Walked Alice round the community forest, and then did my daily allocation of Ultramassive. Mark came over for lunch, since when we’ve had a fest of armchair sport. Later on, I have Pratchett’s I Shall Wear Midnight as my evening reading.

Back to the grind at Uni tomorrow, but it’s been good to rest up and re-charge.

• November 28th, 2010 • Posted in General • Comments: 0

Travelling Back

 Routine is the enemy of the writer. When we go into work on the same route every day, or when we have the same meals day in day out, or watch the same television programmes day after day, we dull our minds with repetition.

So coming back from London and the previous night’s meeting yesterday morning, I was able to see the commuters with an outsider’s eyes, scurrying from home to work, the school-kids getting on with their uniforms cocooned in leather jackets.

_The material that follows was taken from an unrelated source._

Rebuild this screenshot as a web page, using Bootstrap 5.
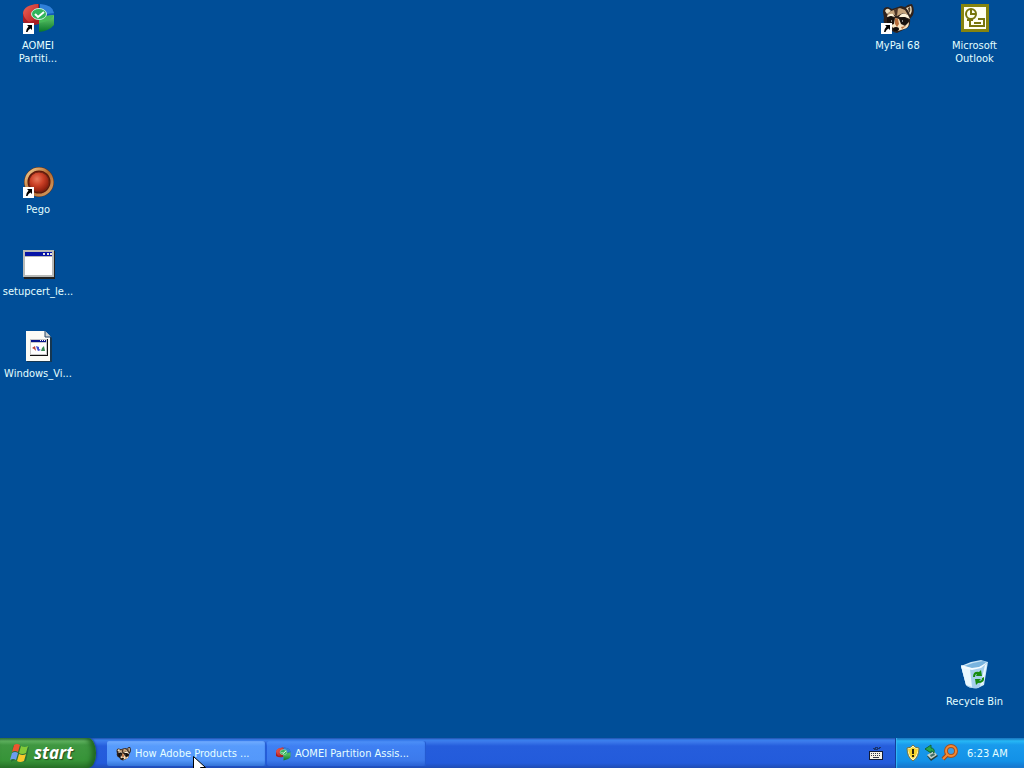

And the vertiginous stairs, the claustrophobia of the crowds of people shuffling along.

What struck me about the eateries at Paddington Station was how similar they all were, if one changed the individual food elements from pancakes to coffee and pastries to Full English: Lines of people queuing to buy, before sitting awkwardly, sharing their space with strangers who intersect their lives for no more than the few minutes necessary to gulp the purchases down.

And so onto the train, carrying me back to routine, but also to familiar surroundings and family and friends. Because while routine is the enemy of the writer, so is constant upheaval. The trick, as is so often the case, is too strike a balance between the two.